Overcomplication: When simple choices become difficult
Straightforward decisions can turn difficult when irrelevant features capture attention. Take branded versus generic drugs. With the same active ingredient and efficacy, price should dominate. Yet many still choose the brand. Dube, Gentzkow and Shapiro (QJE, 2018) show that knowledge of the active principle reduces but does not eliminate demand for branded drugs. Advertising and branding create salience that complicates and sometimes overrides price, the most relevant factor. Finance shows a similar pattern. Instead of adopting simple diversified portfolios aligned with long-term goals, investors chase labels like “high growth” or “safe dividends,” drawn by marketing and headlines. The result is unnecessarily complex portfolios, and often worse.

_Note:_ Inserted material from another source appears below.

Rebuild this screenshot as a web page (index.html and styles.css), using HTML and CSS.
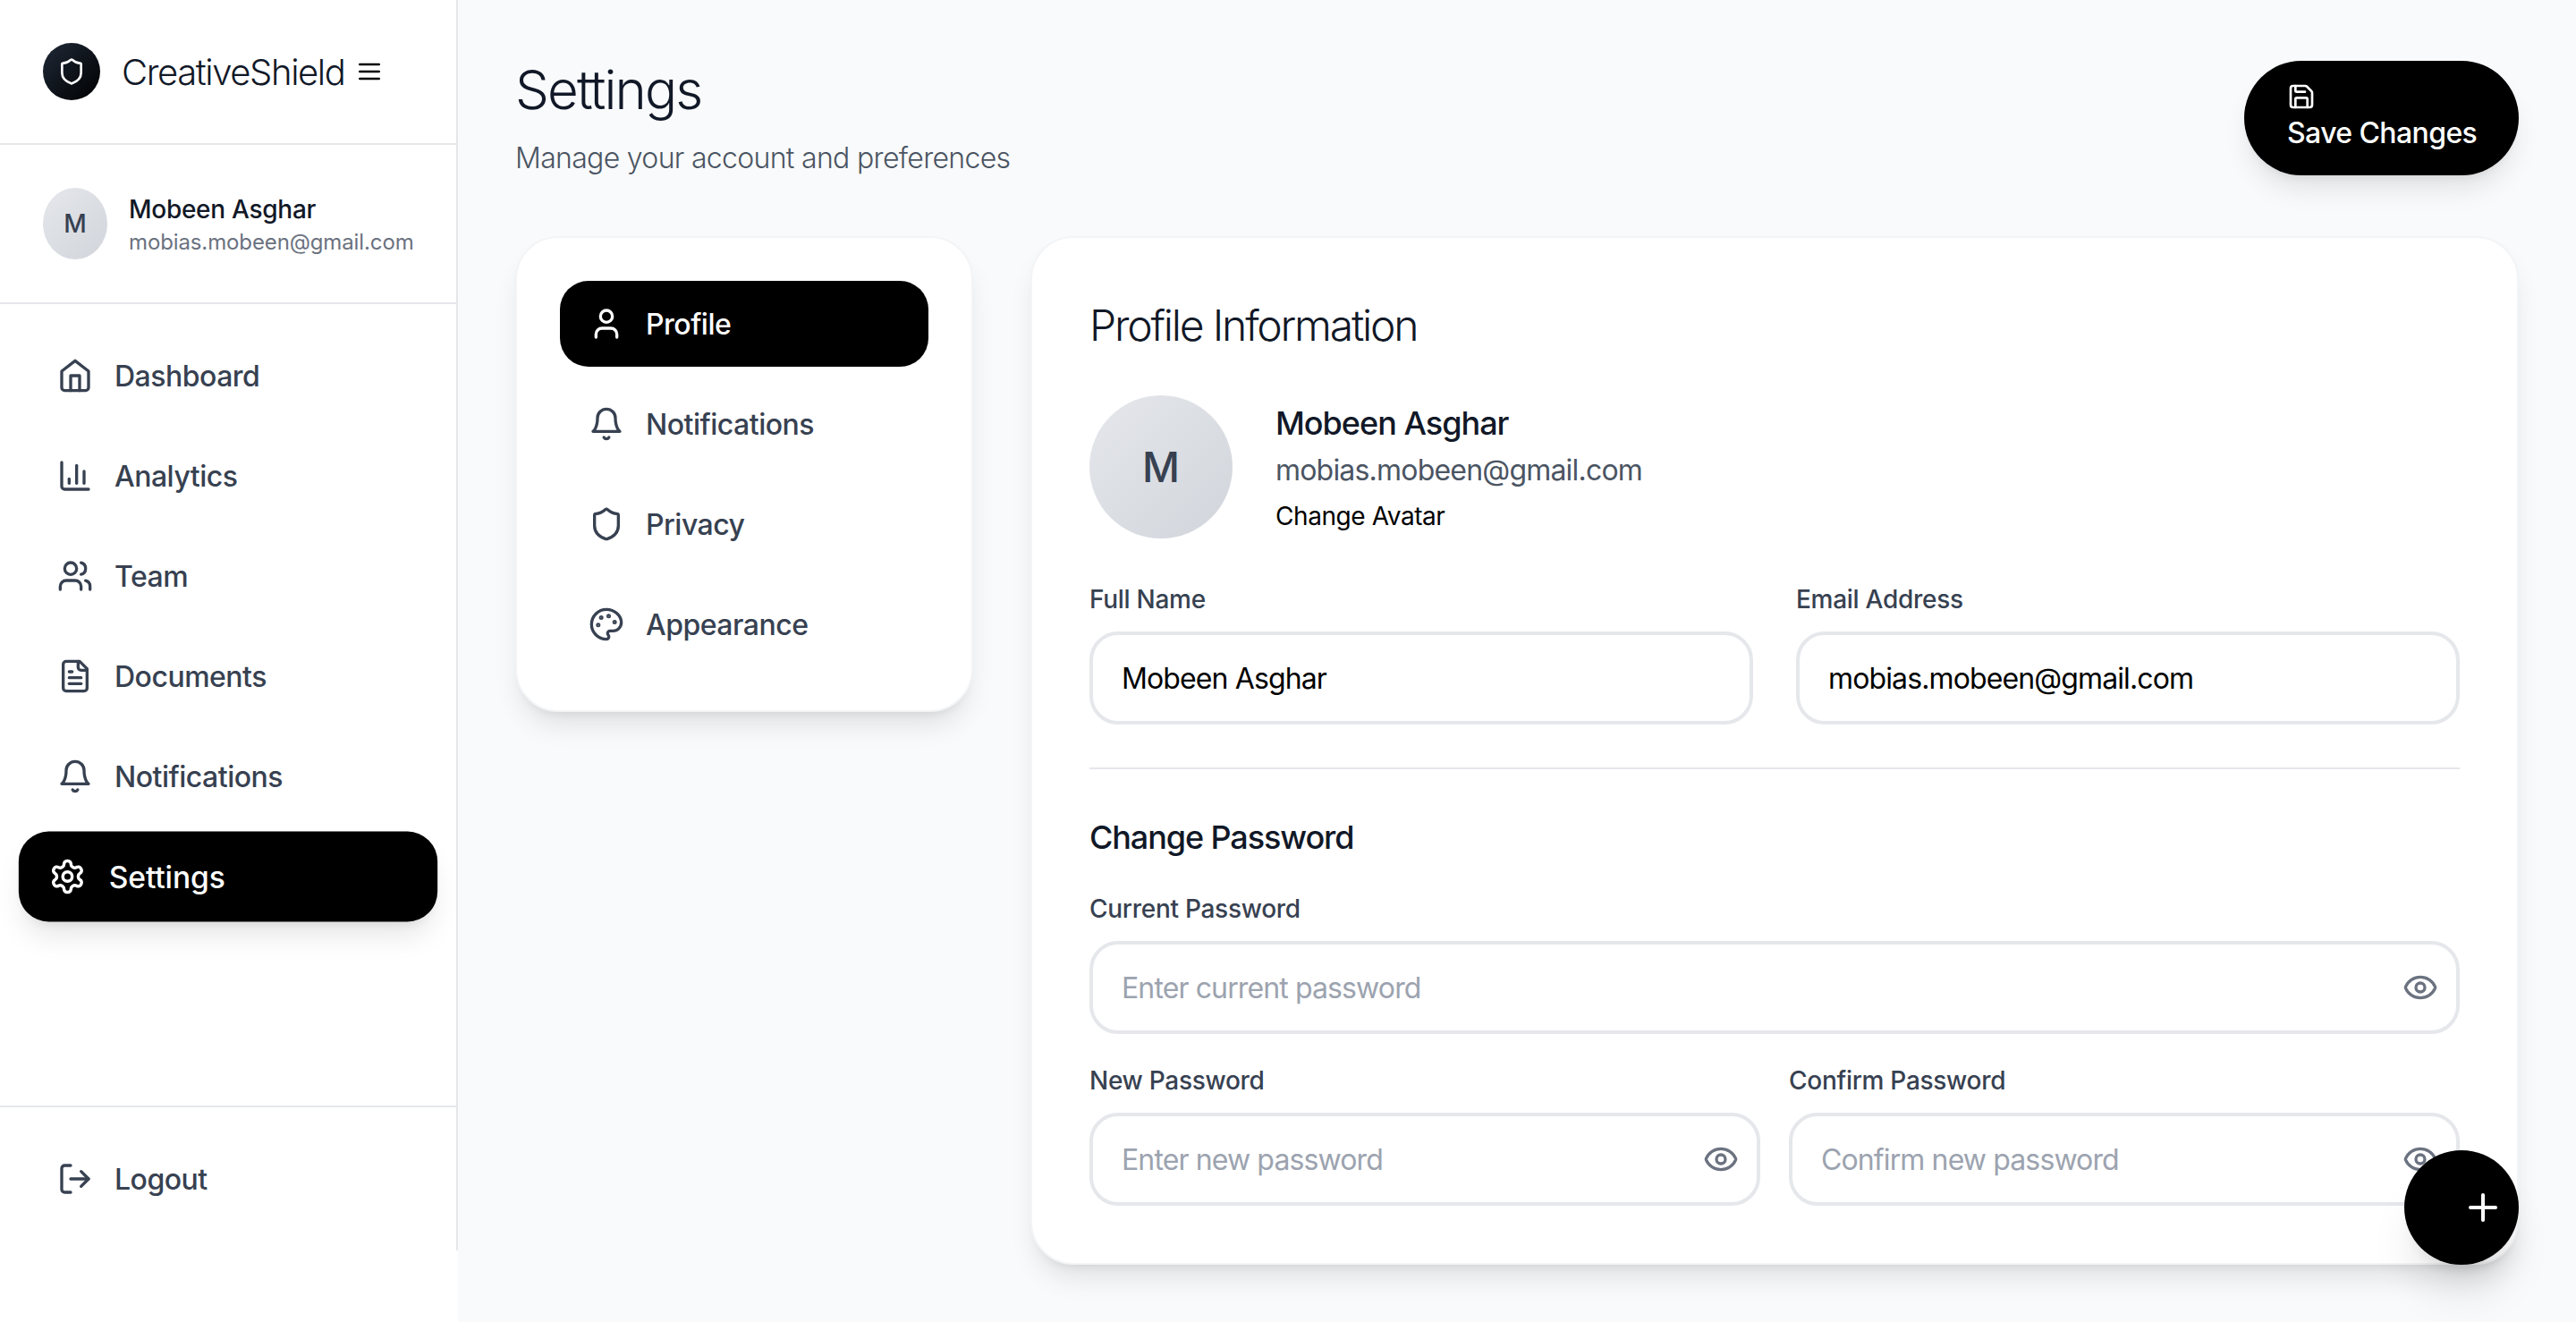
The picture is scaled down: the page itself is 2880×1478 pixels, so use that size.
FILE: index.html
```html
<!DOCTYPE html>
<html lang="en">
<head>
<meta charset="utf-8">
<title>Settings</title>
<link rel="stylesheet" href="styles.css">
</head>
<body>
<svg class="sprite" aria-hidden="true">
  <symbol id="i-home" viewBox="0 0 24 24"><path d="m3 9 9-7 9 7v11a2 2 0 0 1-2 2H5a2 2 0 0 1-2-2z"/><polyline points="9 22 9 12 15 12 15 22"/></symbol>
  <symbol id="i-chart" viewBox="0 0 24 24"><path d="M3 3v16a2 2 0 0 0 2 2h16"/><path d="M18 17V9"/><path d="M13 17V5"/><path d="M8 17v-3"/></symbol>
  <symbol id="i-users" viewBox="0 0 24 24"><path d="M16 21v-2a4 4 0 0 0-4-4H6a4 4 0 0 0-4 4v2"/><circle cx="9" cy="7" r="4"/><path d="M22 21v-2a4 4 0 0 0-3-3.87"/><path d="M16 3.13a4 4 0 0 1 0 7.75"/></symbol>
  <symbol id="i-file" viewBox="0 0 24 24"><path d="M15 2H6a2 2 0 0 0-2 2v16a2 2 0 0 0 2 2h12a2 2 0 0 0 2-2V7Z"/><path d="M14 2v4a2 2 0 0 0 2 2h4"/><path d="M10 9H8"/><path d="M16 13H8"/><path d="M16 17H8"/></symbol>
  <symbol id="i-bell" viewBox="0 0 24 24"><path d="M6 8a6 6 0 0 1 12 0c0 7 3 9 3 9H3s3-2 3-9"/><path d="M10.3 21a1.94 1.94 0 0 0 3.4 0"/></symbol>
  <symbol id="i-gear" viewBox="0 0 24 24"><path d="M12.22 2h-.44a2 2 0 0 0-2 2v.18a2 2 0 0 1-1 1.73l-.43.25a2 2 0 0 1-2 0l-.15-.08a2 2 0 0 0-2.73.73l-.22.38a2 2 0 0 0 .73 2.73l.15.1a2 2 0 0 1 1 1.72v.51a2 2 0 0 1-1 1.74l-.15.09a2 2 0 0 0-.73 2.73l.22.38a2 2 0 0 0 2.73.73l.15-.08a2 2 0 0 1 2 0l.43.25a2 2 0 0 1 1 1.73V20a2 2 0 0 0 2 2h.44a2 2 0 0 0 2-2v-.18a2 2 0 0 1 1-1.73l.43-.25a2 2 0 0 1 2 0l.15.08a2 2 0 0 0 2.73-.73l.22-.39a2 2 0 0 0-.73-2.73l-.15-.08a2 2 0 0 1-1-1.74v-.5a2 2 0 0 1 1-1.74l.15-.09a2 2 0 0 0 .73-2.73l-.22-.38a2 2 0 0 0-2.73-.73l-.15.08a2 2 0 0 1-2 0l-.43-.25a2 2 0 0 1-1-1.73V4a2 2 0 0 0-2-2z"/><circle cx="12" cy="12" r="3"/></symbol>
  <symbol id="i-logout" viewBox="0 0 24 24"><path d="M9 21H5a2 2 0 0 1-2-2V5a2 2 0 0 1 2-2h4"/><polyline points="16 17 21 12 16 7"/><line x1="21" y1="12" x2="9" y2="12"/></symbol>
  <symbol id="i-user" viewBox="0 0 24 24"><path d="M19 21v-2a4 4 0 0 0-4-4H9a4 4 0 0 0-4 4v2"/><circle cx="12" cy="7" r="4"/></symbol>
  <symbol id="i-shield" viewBox="0 0 24 24"><path d="M20 13c0 5-3.5 7.5-7.66 8.95a1 1 0 0 1-.67-.01C7.5 20.5 4 18 4 13V6a1 1 0 0 1 1-1c2 0 4.5-1.2 6.24-2.72a1.17 1.17 0 0 1 1.52 0C14.51 3.81 17 5 19 5a1 1 0 0 1 1 1z"/></symbol>
  <symbol id="i-palette" viewBox="0 0 24 24"><circle cx="13.5" cy="6.5" r=".5" fill="currentColor"/><circle cx="17.5" cy="10.5" r=".5" fill="currentColor"/><circle cx="8.5" cy="7.5" r=".5" fill="currentColor"/><circle cx="6.5" cy="12.5" r=".5" fill="currentColor"/><path d="M12 2C6.5 2 2 6.5 2 12s4.5 10 10 10c.926 0 1.648-.746 1.648-1.688 0-.437-.18-.835-.437-1.125-.29-.289-.438-.652-.438-1.125a1.64 1.64 0 0 1 1.668-1.668h1.996c3.051 0 5.555-2.503 5.555-5.554C21.965 6.012 17.461 2 12 2z"/></symbol>
  <symbol id="i-save" viewBox="0 0 24 24"><path d="M15.2 3a2 2 0 0 1 1.4.6l3.8 3.8a2 2 0 0 1 .6 1.4V19a2 2 0 0 1-2 2H5a2 2 0 0 1-2-2V5a2 2 0 0 1 2-2z"/><path d="M17 21v-7a1 1 0 0 0-1-1H8a1 1 0 0 0-1 1v7"/><path d="M7 3v4a1 1 0 0 0 1 1h7"/></symbol>
  <symbol id="i-eye" viewBox="0 0 24 24"><path d="M2.062 12.348a1 1 0 0 1 0-.696 10.75 10.75 0 0 1 19.876 0 1 1 0 0 1 0 .696 10.75 10.75 0 0 1-19.876 0"/><circle cx="12" cy="12" r="3"/></symbol>
  <symbol id="i-menu" viewBox="0 0 24 24"><line x1="4" y1="6" x2="20" y2="6"/><line x1="4" y1="12" x2="20" y2="12"/><line x1="4" y1="18" x2="20" y2="18"/></symbol>
  <symbol id="i-plus" viewBox="0 0 24 24"><path d="M5 12h14"/><path d="M12 5v14"/></symbol>
</svg>

<div class="app">
  <aside class="aside">
    <div class="sidebar">
      <div class="brand">
        <div class="logo"><svg class="icon icon-32"><use href="#i-shield"/></svg></div>
        <span class="brand-name">CreativeShield</span>
        <svg class="icon icon-32 menu-icon"><use href="#i-menu"/></svg>
      </div>
      <div class="user">
        <div class="user-avatar">M</div>
        <div class="user-text">
          <div class="user-name">Mobeen Asghar</div>
          <div class="user-email">mobias.mobeen@gmail.com</div>
        </div>
      </div>
      <nav class="nav">
        <a class="nav-item"><svg class="icon"><use href="#i-home"/></svg><span>Dashboard</span></a>
        <a class="nav-item"><svg class="icon"><use href="#i-chart"/></svg><span>Analytics</span></a>
        <a class="nav-item"><svg class="icon"><use href="#i-users"/></svg><span>Team</span></a>
        <a class="nav-item"><svg class="icon"><use href="#i-file"/></svg><span>Documents</span></a>
        <a class="nav-item"><svg class="icon"><use href="#i-bell"/></svg><span>Notifications</span></a>
        <a class="nav-item nav-active"><svg class="icon"><use href="#i-gear"/></svg><span>Settings</span></a>
      </nav>
      <div class="sidebar-foot">
        <a class="nav-item"><svg class="icon"><use href="#i-logout"/></svg><span>Logout</span></a>
      </div>
    </div>
  </aside>

  <main class="main">
    <header class="page-head">
      <div>
        <h1 class="page-title">Settings</h1>
        <p class="page-sub">Manage your account and preferences</p>
      </div>
      <button class="save-btn"><svg class="icon icon-32 save-icon"><use href="#i-save"/></svg>Save Changes</button>
    </header>

    <div class="content">
      <div class="card tabs">
        <a class="tab tab-active"><svg class="icon"><use href="#i-user"/></svg><span>Profile</span></a>
        <a class="tab"><svg class="icon"><use href="#i-bell"/></svg><span>Notifications</span></a>
        <a class="tab"><svg class="icon"><use href="#i-shield"/></svg><span>Privacy</span></a>
        <a class="tab"><svg class="icon"><use href="#i-palette"/></svg><span>Appearance</span></a>
      </div>

      <section class="card panel">
        <h2 class="panel-title">Profile Information</h2>
        <div class="profile">
          <div class="profile-avatar">M</div>
          <div class="profile-text">
            <div class="profile-name">Mobeen Asghar</div>
            <div class="profile-email">mobias.mobeen@gmail.com</div>
            <div class="profile-change">Change Avatar</div>
          </div>
        </div>

        <div class="row row-48">
          <label class="field"><span class="label">Full Name</span><input class="input" type="text" value="Mobeen Asghar"></label>
          <label class="field"><span class="label">Email Address</span><input class="input" type="text" value="mobias.mobeen@gmail.com"></label>
        </div>

        <hr class="divider">

        <h3 class="section-title">Change Password</h3>
        <label class="field"><span class="label">Current Password</span>
          <span class="pw"><input class="input" type="text" placeholder="Enter current password"><svg class="icon eye"><use href="#i-eye"/></svg></span>
        </label>
        <div class="row row-32">
          <label class="field"><span class="label">New Password</span>
            <span class="pw"><input class="input" type="text" placeholder="Enter new password"><svg class="icon eye"><use href="#i-eye"/></svg></span>
          </label>
          <label class="field"><span class="label">Confirm Password</span>
            <span class="pw"><input class="input" type="text" placeholder="Confirm new password"><svg class="icon eye"><use href="#i-eye"/></svg></span>
          </label>
        </div>
      </section>
    </div>
  </main>
</div>

<button class="fab" aria-label="Add"><svg class="icon icon-48"><use href="#i-plus"/></svg></button>
</body>
</html>
```
FILE: styles.css
```css
* { box-sizing: border-box; }
html, body { margin: 0; height: 100%; overflow: hidden; }
body {
  font-family: Inter, "Liberation Sans", sans-serif;
  background: #f9fafb;
  color: #111827;
}
.sprite { display: none; }
.icon {
  width: 40px; height: 40px; flex: none;
  fill: none; stroke: currentColor; stroke-width: 2;
  stroke-linecap: round; stroke-linejoin: round;
}
.icon-32 { width: 32px; height: 32px; }
.icon-48 { width: 48px; height: 48px; }

.app { display: flex; height: 1478px; }
.aside { width: 512px; flex: none; background: #fff; height: 100%; }
.sidebar {
  height: 1398px; display: flex; flex-direction: column;
  border-right: 2px solid #e5e7eb;
}
.brand {
  height: 162px; padding: 48px; display: flex; align-items: center;
  border-bottom: 2px solid #e5e7eb;
}
.logo {
  width: 64px; height: 64px; border-radius: 50%; flex: none;
  background: linear-gradient(135deg, #1f2937, #000);
  color: #fff; display: flex; align-items: center; justify-content: center;
}
.brand-name { margin-left: 24px; font-size: 40px; font-weight: 300; color: #111827; letter-spacing: -1.4px; }
.menu-icon { margin-left: 12px; color: #000; }
.user {
  height: 178px; padding: 48px; display: flex; align-items: center; gap: 24px;
  border-bottom: 2px solid #e5e7eb;
}
.user-avatar {
  width: 72px; height: 80px; border-radius: 50%; flex: none;
  background: linear-gradient(135deg, #e5e7eb, #d1d5db);
  color: #374151; font-size: 28px; font-weight: 500;
  display: flex; align-items: center; justify-content: center;
}
.user-name { font-size: 28px; font-weight: 500; line-height: 40px; color: #111827; letter-spacing: -0.28px; position: relative; top: 1px; }
.user-email { font-size: 24px; line-height: 32px; color: #6b7280; margin-top: 2px; white-space: nowrap; letter-spacing: -0.12px; }

.nav { flex: 1; padding: 32px; display: flex; flex-direction: column; gap: 16px; }
.nav-item {
  height: 96px; padding: 0 32px; display: flex; align-items: center; gap: 24px;
  border-radius: 32px; color: #374151; font-size: 32px; font-weight: 500; letter-spacing: -0.5px;
}
.nav-active {
  background: #000; color: #fff; transform: scale(1.05); letter-spacing: -0.1px;
  box-shadow: 0 20px 30px -6px rgba(0,0,0,.1), 0 8px 12px -8px rgba(0,0,0,.1);
}
.sidebar-foot { padding: 32px; border-top: 2px solid #e5e7eb; }

.main { flex: 1; min-width: 0; padding: 64px; display: flex; flex-direction: column; gap: 68px; }
.page-head { display: flex; justify-content: space-between; align-items: flex-start; height: 132px; }
.page-title { margin: 0; font-size: 60px; line-height: 72px; font-weight: 300; color: #111827; letter-spacing: -1.9px; }
.page-sub { margin: 17px 0 0; font-size: 32px; line-height: 48px; font-weight: 300; color: #4b5563; letter-spacing: -0.68px; }
.save-btn {
  border: 0; background: #000; color: #fff; border-radius: 64px;
  padding: 24px 48px; height: 128px; width: 307px; margin-top: 4px;
  font: 500 32px/48px Inter, sans-serif; text-align: left; white-space: nowrap; letter-spacing: -0.6px;
  box-shadow: 0 20px 30px -6px rgba(0,0,0,.1), 0 8px 12px -8px rgba(0,0,0,.1);
}
.save-icon { display: block; margin-bottom: 1px; }

.content { display: flex; gap: 64px; align-items: flex-start; }
.card {
  background: #fff; border: 2px solid #f3f4f6; border-radius: 48px;
  box-shadow: 0 20px 30px -6px rgba(0,0,0,.1), 0 8px 12px -8px rgba(0,0,0,.1);
}
.tabs { width: 512px; flex: none; padding: 48px; display: flex; flex-direction: column; gap: 16px; }
.tab {
  height: 96px; padding: 0 32px; display: flex; align-items: center; gap: 24px;
  border-radius: 32px; color: #374151; font-size: 32px; font-weight: 500; letter-spacing: -0.5px;
}
.tab-active { background: #000; color: #fff; }

.panel { flex: 1; min-width: 0; height: 1150px; padding: 64px; }
.panel-title { margin: 0; font-size: 48px; line-height: 64px; font-weight: 300; color: #111827; letter-spacing: -2.2px; position: relative; top: 2px; }
.profile { display: flex; align-items: center; gap: 48px; margin-top: 48px; }
.profile-avatar {
  width: 160px; height: 160px; border-radius: 50%; flex: none;
  background: linear-gradient(135deg, #e5e7eb, #d1d5db);
  color: #374151; font-size: 46px; font-weight: 500;
  display: flex; align-items: center; justify-content: center;
}
.profile-name { font-size: 36px; line-height: 56px; font-weight: 500; color: #111827; letter-spacing: -1px; position: relative; top: -2px; }
.profile-email { font-size: 32px; line-height: 48px; color: #4b5563; letter-spacing: -0.8px; position: relative; top: -1px; }
.profile-change { font-size: 28px; line-height: 40px; color: #000; margin-top: 6px; letter-spacing: -0.42px; }

.row { display: grid; grid-template-columns: 1fr 1fr; }
.row-48 { gap: 48px; margin-top: 48px; }
.row-32 { gap: 32px; margin-top: 32px; }
.field { display: block; }
.label { display: block; font-size: 28px; line-height: 40px; font-weight: 500; color: #374151; margin-bottom: 16px; letter-spacing: -0.28px; }
.input {
  display: block; width: 100%; height: 104px; padding: 0 32px;
  background: #fff; border: 4px solid #e5e7eb; border-radius: 32px; outline: none;
  font: 400 32px Inter, sans-serif; color: #000; letter-spacing: -0.88px;
}
.input::placeholder { color: #9ca3af; opacity: 1; }
.divider { border: 0; border-top: 2px solid #e5e7eb; margin: 48px 0 0; }
.section-title { margin: 48px 0 32px; font-size: 36px; line-height: 56px; font-weight: 500; color: #111827; letter-spacing: -1.1px; }
.pw { display: block; position: relative; }
.eye { position: absolute; right: 24px; top: 32px; color: #6b7280; }

.fab {
  position: fixed; right: 64px; bottom: 64px; width: 128px; height: 128px;
  border: 0; border-radius: 50%; background: #000; color: #fff;
  display: flex; align-items: center; justify-content: flex-end; padding: 0 16px 0 0;
  box-shadow: 0 40px 50px -10px rgba(0,0,0,.1), 0 16px 20px -12px rgba(0,0,0,.1);
}
```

Oversimplification: When important features are ignored
The opposite distortion arises when people narrow choices too much, focusing only on one or two salient attributes. Health insurance plans illustrate this: premiums and deductibles are highlighted, while actual usage — key to estimating out-of-pocket costs — is ignored. Loewenstein et al. (QJE, 2015) show this leads consumers to select dominated plans, worse in every respect once usage is considered (see also Abaluck and Gruber, 2011). Mutual fund investors behave similarly, chasing recent advertised returns while ignoring fees and risk, often more decisive for long-term performance. In these cases, salience causes oversimplification: we don’t just consider too few features, we overlook the most important ones.
The nature of complexity
The key insight is that complexity is not only in the environment but in how our minds perceive, attend to and recall stimuli. Many failures in information-rich contexts are not due to the cost of combining data but to how we choose what to focus on — leading either to overcomplication or oversimplification. This undermines standard competition. First, selective attention itself can create market power: consumers stick to dominated products because they grab attention. Second, competition operates only on salient attributes, not on the truly important ones. Even public information provision or nudges do not fully help: they may be ignored, or affect the wrong consumers, worsening decisions. The pressing question is: which choice and information protocols actually work in stimulus-rich environments? We don’t yet know. But one thing is clear: we won’t find the answer by treating decision-making as mere calculation. To get there, we must take cognition seriously.